Exercise materials:
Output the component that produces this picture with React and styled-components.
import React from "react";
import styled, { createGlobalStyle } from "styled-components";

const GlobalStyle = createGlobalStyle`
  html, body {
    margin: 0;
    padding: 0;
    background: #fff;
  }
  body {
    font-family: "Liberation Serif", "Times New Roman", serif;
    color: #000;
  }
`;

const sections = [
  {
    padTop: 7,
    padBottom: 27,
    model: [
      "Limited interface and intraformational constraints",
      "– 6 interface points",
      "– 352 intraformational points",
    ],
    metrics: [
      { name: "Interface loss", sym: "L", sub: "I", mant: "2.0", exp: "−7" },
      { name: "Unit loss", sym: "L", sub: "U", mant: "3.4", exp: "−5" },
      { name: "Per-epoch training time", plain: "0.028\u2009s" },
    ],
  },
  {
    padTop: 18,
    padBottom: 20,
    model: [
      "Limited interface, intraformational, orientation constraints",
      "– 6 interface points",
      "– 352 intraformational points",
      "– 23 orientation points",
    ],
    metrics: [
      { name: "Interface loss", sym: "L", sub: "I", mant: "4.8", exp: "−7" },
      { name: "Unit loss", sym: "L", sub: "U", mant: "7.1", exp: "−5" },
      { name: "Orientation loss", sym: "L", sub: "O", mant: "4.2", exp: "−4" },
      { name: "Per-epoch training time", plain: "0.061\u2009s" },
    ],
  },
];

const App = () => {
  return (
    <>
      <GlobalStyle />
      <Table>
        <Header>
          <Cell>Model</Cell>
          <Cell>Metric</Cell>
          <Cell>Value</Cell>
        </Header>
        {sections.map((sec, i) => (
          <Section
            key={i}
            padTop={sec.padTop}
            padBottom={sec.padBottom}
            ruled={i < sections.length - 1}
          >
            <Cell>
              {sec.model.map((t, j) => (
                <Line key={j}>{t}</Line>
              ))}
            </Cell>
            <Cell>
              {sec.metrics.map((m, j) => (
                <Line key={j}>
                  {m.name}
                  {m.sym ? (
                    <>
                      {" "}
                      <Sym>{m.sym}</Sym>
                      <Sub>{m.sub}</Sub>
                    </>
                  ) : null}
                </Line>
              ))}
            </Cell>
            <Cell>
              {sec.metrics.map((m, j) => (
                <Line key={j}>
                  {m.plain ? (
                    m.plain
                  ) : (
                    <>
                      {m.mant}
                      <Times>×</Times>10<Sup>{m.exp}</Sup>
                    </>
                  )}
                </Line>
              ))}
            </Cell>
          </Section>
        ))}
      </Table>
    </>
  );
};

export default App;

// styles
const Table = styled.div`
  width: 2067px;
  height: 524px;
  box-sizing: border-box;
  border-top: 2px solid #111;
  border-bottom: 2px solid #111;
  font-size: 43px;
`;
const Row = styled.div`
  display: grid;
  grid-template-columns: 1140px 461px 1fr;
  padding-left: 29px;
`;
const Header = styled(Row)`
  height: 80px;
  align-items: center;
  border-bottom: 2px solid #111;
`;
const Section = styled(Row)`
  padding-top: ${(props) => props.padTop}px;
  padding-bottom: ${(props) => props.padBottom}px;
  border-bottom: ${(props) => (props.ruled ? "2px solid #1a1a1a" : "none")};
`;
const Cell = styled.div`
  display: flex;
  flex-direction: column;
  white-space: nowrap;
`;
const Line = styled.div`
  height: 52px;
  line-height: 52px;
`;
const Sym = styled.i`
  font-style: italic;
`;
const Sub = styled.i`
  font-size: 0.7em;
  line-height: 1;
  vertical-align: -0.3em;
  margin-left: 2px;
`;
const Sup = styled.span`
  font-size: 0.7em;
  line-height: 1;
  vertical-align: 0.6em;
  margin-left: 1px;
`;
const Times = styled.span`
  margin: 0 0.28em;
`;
--
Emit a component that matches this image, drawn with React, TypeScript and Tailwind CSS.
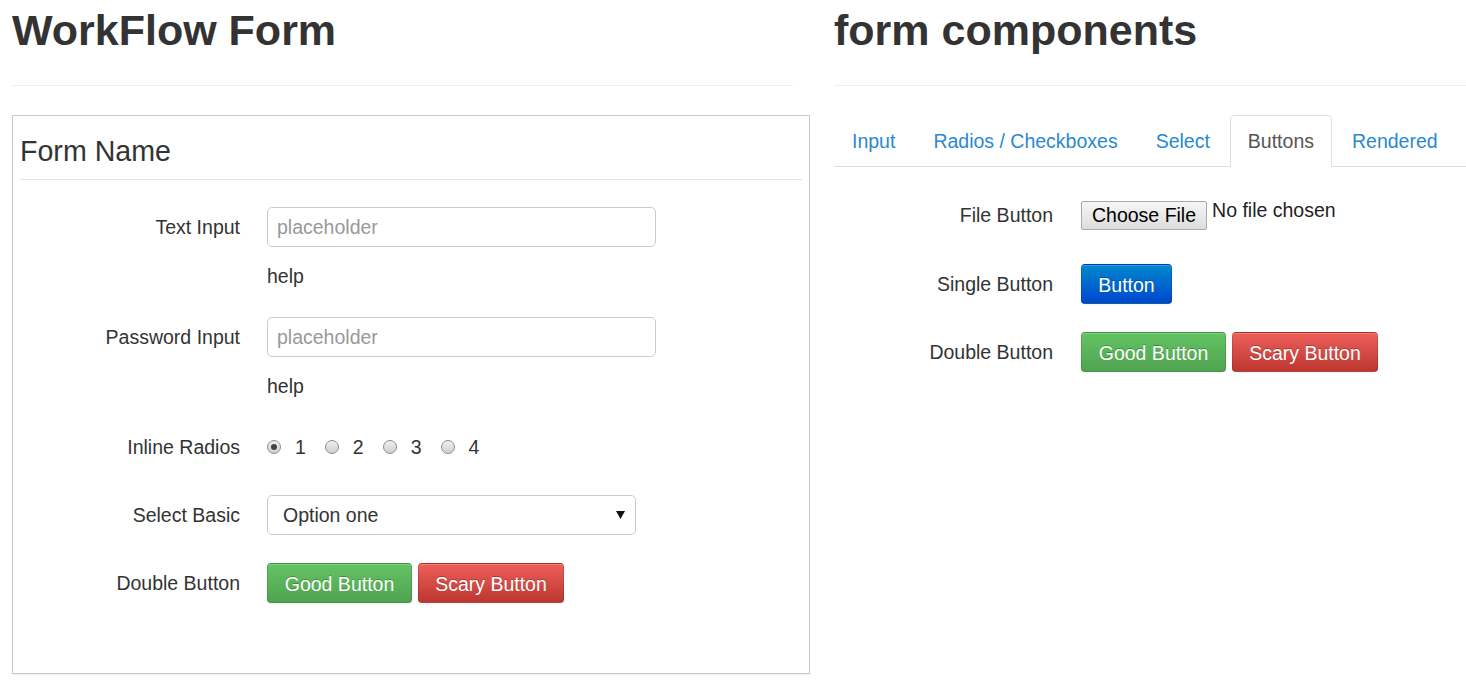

What you should do: Select every line where the word "that" occurs.

Result:
Output the component that produces this picture with React and styled-components.
Emit a component that matches this image, drawn with React, TypeScript and Tailwind CSS.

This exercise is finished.